By HANNAH SCHOENBAUM

PARK CITY, Utah (AP) — A murder trial is underway for a Utah mother of three who published a children’s book about grief after her husband’s death and was later accused of killing him.

Kouri Richins, 35, faces a slew of felony charges for allegedly killing her husband, Eric Richins, with fentanyl in March 2022 at their home just outside the ski town of Park City. The trial began Monday and is slated to run through March 26.

Prosecutors say she slipped five times the lethal dose of the synthetic opioid into a Moscow mule cocktail that he drank.

She is also accused of trying to poison him a month earlier on Valentine’s Day with a fentanyl-laced sandwich that made him break out in hives and black out, according to court documents.

Prosecutors have argued that Richins killed her husband for financial gain while planning a future with another man she was seeing on the side. Richins has vehemently denied the allegations.

She faces nearly three dozen counts, including aggravated murder, attempted murder, forgery, mortgage fraud and insurance fraud. The murder charge alone carries a sentence of 25 years to life in prison.

Her defense attorneys, Wendy Lewis, Kathy Nester and Alex Ramos, said they are confident the will allow Richins to return home to her children after hearing her side of the story.

“Kouri has waited nearly three years for this moment: the opportunity to have the facts of this case heard by a jury, free from the prosecution’s narrative that has dominated headlines since her arrest,” her legal team said in a statement, adding, “What the public has been told bears little resemblance to the truth.”

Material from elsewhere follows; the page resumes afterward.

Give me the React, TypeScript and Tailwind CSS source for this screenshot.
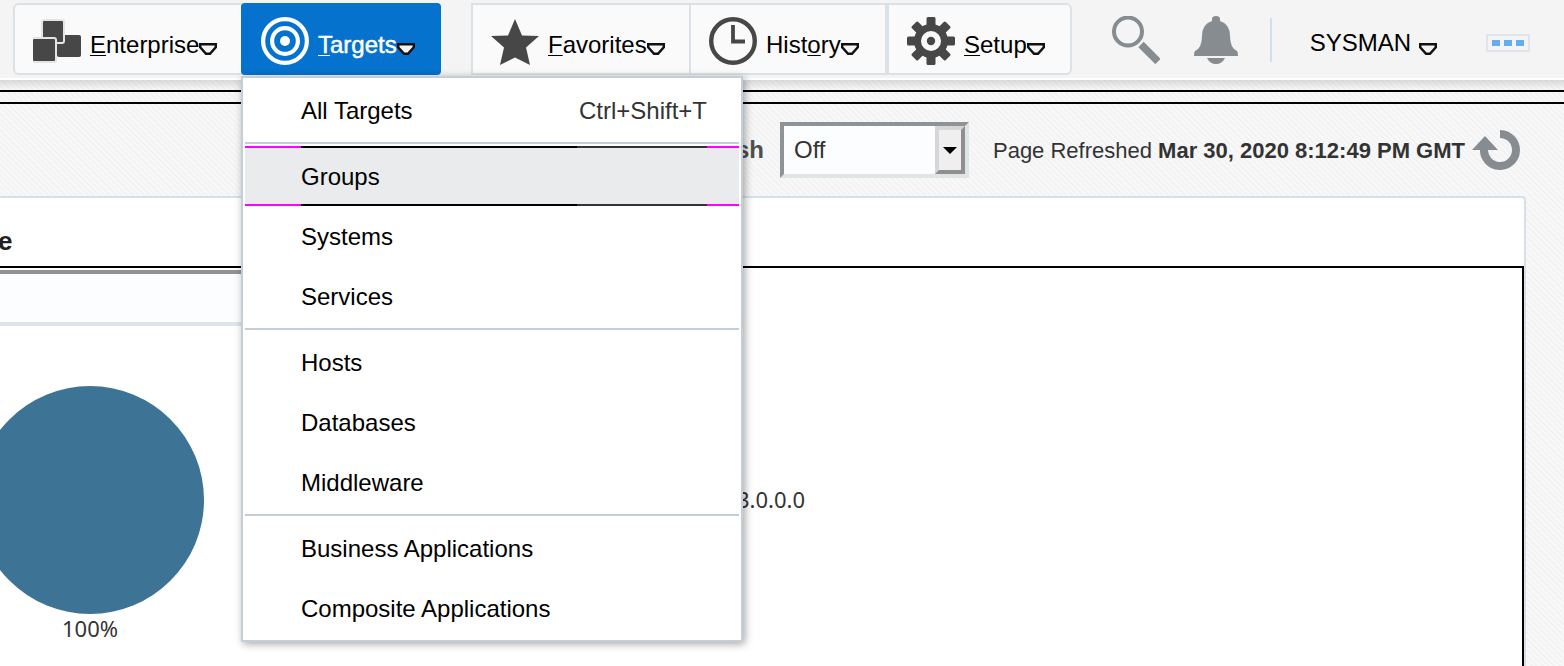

As the trial began Richins sat quietly with her defense team, wearing a black blazer and white blouse.

In the months before her arrest in May 2023, Richins self-published the children’s book “Are You with Me?” about a father with angel wings watching over his young son after passing away. The book, which she promoted on a local television station, could play a key role for prosecutors in framing Eric Richins’ death as a calculated killing with an elaborate cover-up attempt.

Years before her husband’s death, Richins opened numerous life insurance policies on Eric Richins without his knowledge, with benefits totaling nearly $2 million, prosecutors allege. Court documents also indicate she had a negative bank account balance, owed lenders more than $1.8 million and was being sued by a creditor.

Among the witnesses who could be called to testify throughout the trial are a housekeeper who claims to have sold fentanyl to Richins on three occasions and the man with whom Richins was allegedly having an affair.